Depends.
Few years ago I held these beliefs.
Gay people, as good as they may be, are going to hell and hell is a place where they will be tortured forever and ever. I personally did not hate them but felt unfortunately that’s what God said and so that’s what is happening.
I felt every contradiction in the Bible had a solution on why it’s not a contradiction but part of a systematic theology of one story. All authors guided by God to create a perfect story with one view.
I was disgusted by Trans people. Did not like them. Thought every trans person was some delusional creep. That conversion camps was probably better for them.
I felt that racism was mostly over. That most of it was just lazy self victimizing people.
I felt that the Bible clearly taught women could not be elders. Thst they could not be pastors. That at best they could lead a woman’s group.
But now I think that the LGBT community are normal. They just don’t fit within the lens of a patriarchal binary heteronormative culture. I affirm them as Christians.

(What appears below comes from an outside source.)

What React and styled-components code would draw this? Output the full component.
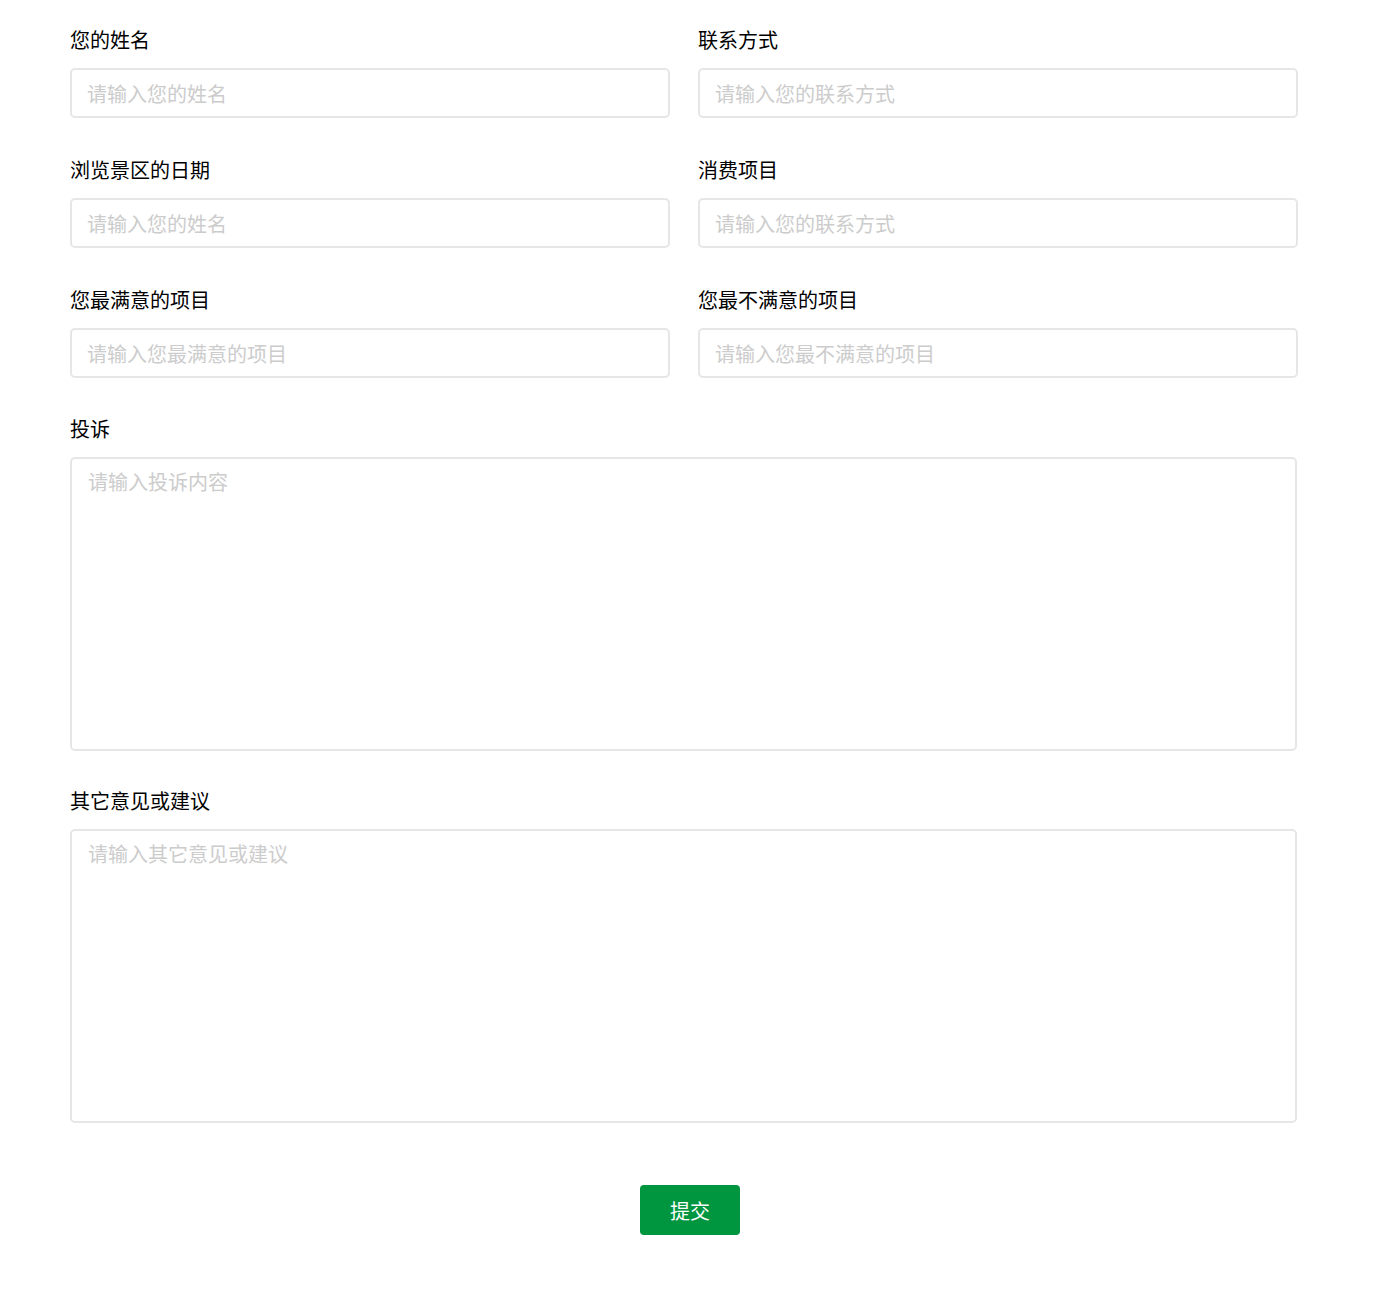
import styled, { createGlobalStyle } from "styled-components";

const GlobalStyle = createGlobalStyle`
  body {
    margin: 0;
    background: #fff;
    font-family: "Noto Sans CJK SC", "Noto Sans", sans-serif;
  }
`;

const Form = styled.form`
  width: 1240px;
  margin-left: 70px;
  padding-top: 26px;
  padding-bottom: 63px;
`;
const Grid = styled.div`
  display: grid;
  grid-template-columns: 600px 600px;
  column-gap: 28px;
  row-gap: 38px;
`;
const Field = styled.div`
  display: flex;
  flex-direction: column;
  margin-top: ${(p) => p.$top || 0}px;
  width: ${(p) => (p.$wide ? "1227px" : "auto")};
`;
const Label = styled.label`
  font-size: 20px;
  line-height: 28px;
  color: #000;
  margin-bottom: 14px;
`;
const Input = styled.input`
  box-sizing: border-box;
  height: 50px;
  border: 2px solid #e6e6e6;
  border-radius: 5px;
  padding: 0 15px;
  font-size: 20px;
  font-family: inherit;
  color: #333;
  outline: none;
  &::placeholder {
    color: #cccccc;
  }
`;
const TextArea = styled.textarea`
  box-sizing: border-box;
  height: 294px;
  border: 2px solid #e6e6e6;
  border-radius: 5px;
  padding: 9px 16px;
  font-size: 20px;
  line-height: 28px;
  font-family: inherit;
  color: #333;
  resize: none;
  outline: none;
  &::placeholder {
    color: #cccccc;
  }
`;
const ButtonRow = styled.div`
  display: flex;
  justify-content: center;
  margin-top: 62px;
`;
const Button = styled.button`
  width: 100px;
  height: 50px;
  background: #00953f;
  color: #fff;
  border: none;
  border-radius: 4px;
  font-size: 20px;
  font-family: inherit;
  cursor: pointer;
`;

const fields = [
  ["您的姓名", "请输入您的姓名"],
  ["联系方式", "请输入您的联系方式"],
  ["浏览景区的日期", "请输入您的姓名"],
  ["消费项目", "请输入您的联系方式"],
  ["您最满意的项目", "请输入您最满意的项目"],
  ["您最不满意的项目", "请输入您最不满意的项目"],
];

const App = () => {
  return (
    <Form onSubmit={(e) => e.preventDefault()}>
      <GlobalStyle />
      <Grid>
        {fields.map(([label, ph], i) => (
          <Field key={i}>
            <Label>{label}</Label>
            <Input type="text" placeholder={ph} />
          </Field>
        ))}
      </Grid>
      <Field $wide $top={37}>
        <Label>投诉</Label>
        <TextArea placeholder="请输入投诉内容" />
      </Field>
      <Field $wide $top={36}>
        <Label>其它意见或建议</Label>
        <TextArea placeholder="请输入其它意见或建议" />
      </Field>
      <ButtonRow>
        <Button type="submit">提交</Button>
      </ButtonRow>
    </Form>
  );
};

export default App;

I went from thinking of hell as a place we choose to go by rejecting the teachings of God to this unjustifiable horrible place God created that I try to ignore to it being a place where we are annihilated and does not actually exist to a metaphor that ultimately points towards universalism.
I read a lot of stuff by Angela Davis, Linda Tuhiwai Davis, Bear Heart, Frantz Fanon and many others including stuff on things like the Freed Man Banks, segergation, and so on. Lots of stuff that really highlighted how marginalized communities are still very much oppressed and how white privilege comes in so many little ways where nuance is so easy to miss. Even when you are aware, even when you are wanting to be open and pay attention to it will still go over your head and you’ll say stupid hurtful things. It was only a few days ago that I finally realized a very racist stance I had.
Which was…. Science is more important than people. That why would an indigenous person be pissed off about the skull of someone who died thousands of years ago. Just because it’s their ancestor, who they don’t even know but was found in the general area they are from but did before Christ was here. That it’s more important for us to get that skull, place it in a shelf and let everyone learn from it. Now I realize that’s horrible. That yeah it makes sense why a native America is pissed off that the descendants of colonizers have their ancestors skull in a box drilling into it, messing with it and placing it in a museum predominately visited by white people. That it belongs to the indigenous community. If they want to study it and share the science then they can, or they can choose not too.
Realized that just because a law is applied to everyone does not mean that law was created to police everyone. Such as when I was in school and there was regulations passed that no one could
- Wear hair extensions.
- Have big hair that could block a students views.
- Wear beads in their hair.
- Could only wear their hair straight and natural or in a ponytail.
I use to think how can that be racist if it’s for everyone. But now I can tell it was most definitely created to explicitly push black hair towards being more white.
I now know anyone, include a single childless gay woman, can be a pastor and be a great pastor. Someone who can most definitely lead an entire congregation.
So many of my views have changed from my time in here. Mostly from Klax, Christy and Jay. They were all directly influence on my working through all that stuff.
This place is not even focused remotely on social issues. That was just people correcting me consistently for years. Being obviously good people who were far kinder than me. Inspiring me to look more deeply into things I don’t care about or things that annoy me.
Also I imagine thousands of seeds are planted that we never see grow.